The following parameters aren't included in the example but are also compatible with the `WherobotsRunsOperator`.

| Parameter          | Type   | Description                                                                                                                                                                                                                                                      | Accepted values                                                                       |
| :----------------- | :----- | :--------------------------------------------------------------------------------------------------------------------------------------------------------------------------------------------------------------------------------------------------------------- | :------------------------------------------------------------------------------------ |
| `run_jar`          | `dict` | [Wherobots Managed Storage](/develop/storage-management/storage/#wherobots-managed-storage) and [Storage Integration](/develop/storage-management/s3-storage-integration/) S3 paths are supported.<br /> You can use either `run_python` or `run_jar`, not both. | Takes the following keys: `uri:`(`str`), `args:` (`list[str]`), `mainClass:` (`str`). |
| `polling_interval` | `int`  | The interval in seconds to poll the status of the run. <br />The default value is `30`.                                                                                                                                                                          |                                                                                       |
| `environment`      | `dict` | The model for runtime environment configs, including Spark cluster configs and dependencies. Defaults to `{}`. For more information see [Environment keys](/develop/run-operator#environment-keys).                                                              |                                                                                       |

##### Environment keys

| Environment parameter | Type            | Required or Optional | Parameter description                                                                                                                                                                                                                       |
| :-------------------- | :-------------- | :------------------- | :------------------------------------------------------------------------------------------------------------------------------------------------------------------------------------------------------------------------------------------ |
| `sparkDriverDiskGB`   | `int`           | Optional             | The driver disk size of the Spark cluster.                                                                                                                                                                                                  |
| `sparkExecutorDiskGB` | `int`           | Optional             | The executor disk size of the Spark cluster.                                                                                                                                                                                                |
| `sparkConfigs`        | `dict{str:str}` | Optional             | The user specified Spark configs.                                                                                                                                                                                                           |
| `dependencies`        | `list[dict]`    | Optional             | Indicates the 3rd party dependencies need to<br /> add to the runtime. Required if adding `sparkConfigs`. Must be an array (list) of objects (dictionaries). Each object must represent either a Python Package Index or a File Dependency. |

##### Dependencies

The following details information on the third-party dependencies that can be added to the runtime environment.

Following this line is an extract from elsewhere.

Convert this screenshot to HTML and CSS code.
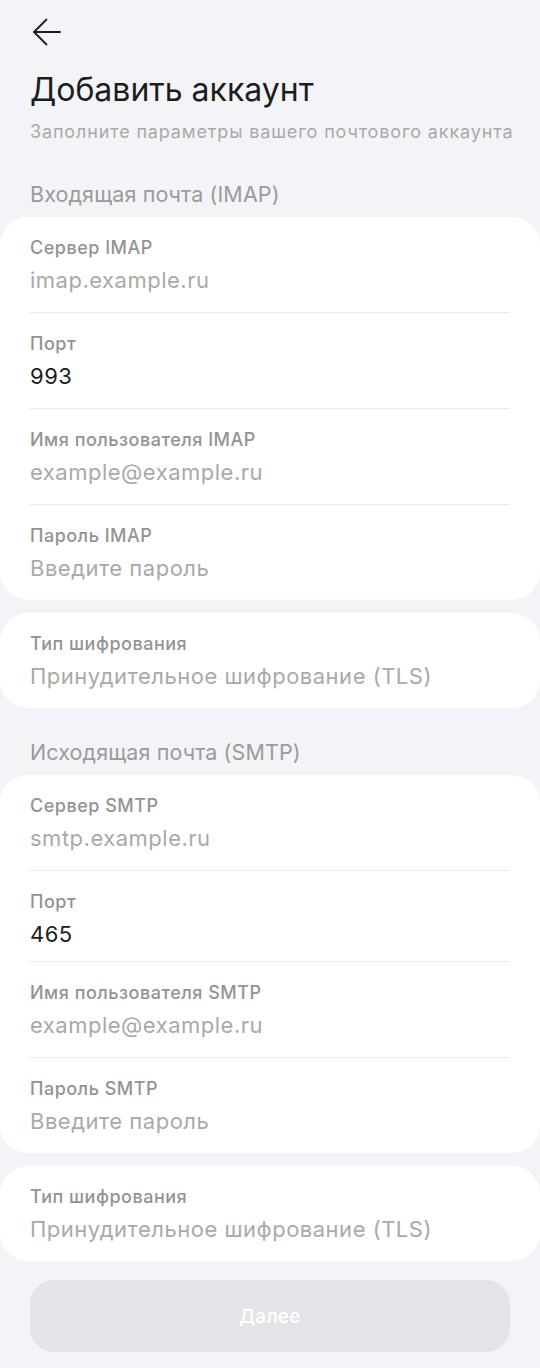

| Parameter        | Type   | Details                                                                                                                                                                                                                                                                                                                                                                                                                                 | Rules for accepted values       |
| :--------------- | :----- | :-------------------------------------------------------------------------------------------------------------------------------------------------------------------------------------------------------------------------------------------------------------------------------------------------------------------------------------------------------------------------------------------------------------------------------------- | :------------------------------ |
| `sourceType`     | string | Enum for the source type of dependency                                                                                                                                                                                                                                                                                                                                                                                                  | Valid values: `PYPI` or `FILE`. |
| `filePath`       | string | The file path to the dependency file. Must be a valid file path accessible within the runtime environment. <br /> The file extension must be one of: `.jar`, `.whl`, `.zip`, or `.json`. Can only be used with the `FILE` `sourceType`.<br /><br />JSON files can be used to place a configuration<br />file at a predetermined file-system location on<br />all nodes of the compute cluster<br />(`/opt/wherobots/<file name>.json`). |                                 |
| `libraryName`    | string | The python package name. Can only be used with the `PYPI` `sourceType`.                                                                                                                                                                                                                                                                                                                                                                 |                                 |
| `libraryVersion` | string | The Python package version. Can only be used with the `PYPI` `sourceType`.                                                                                                                                                                                                                                                                                                                                                              |                                 |

## JAR and Python Scripts

You can use Python or JAR files to further leverage Wherobots'
geospatial features and optimizations in conjunction with an Airflow DAG.

### Tile generation

This example uses Sedona to process and generate vector tiles. The example reads
buildings and roads data from Wherobots open datasets, filters
the data based on a specified region, and then generates
vector tiles using the `wherobots.vtiles` library. It writes the tiles to a
PMTiles file in the user's S3 storage and displays a sample of the tiles.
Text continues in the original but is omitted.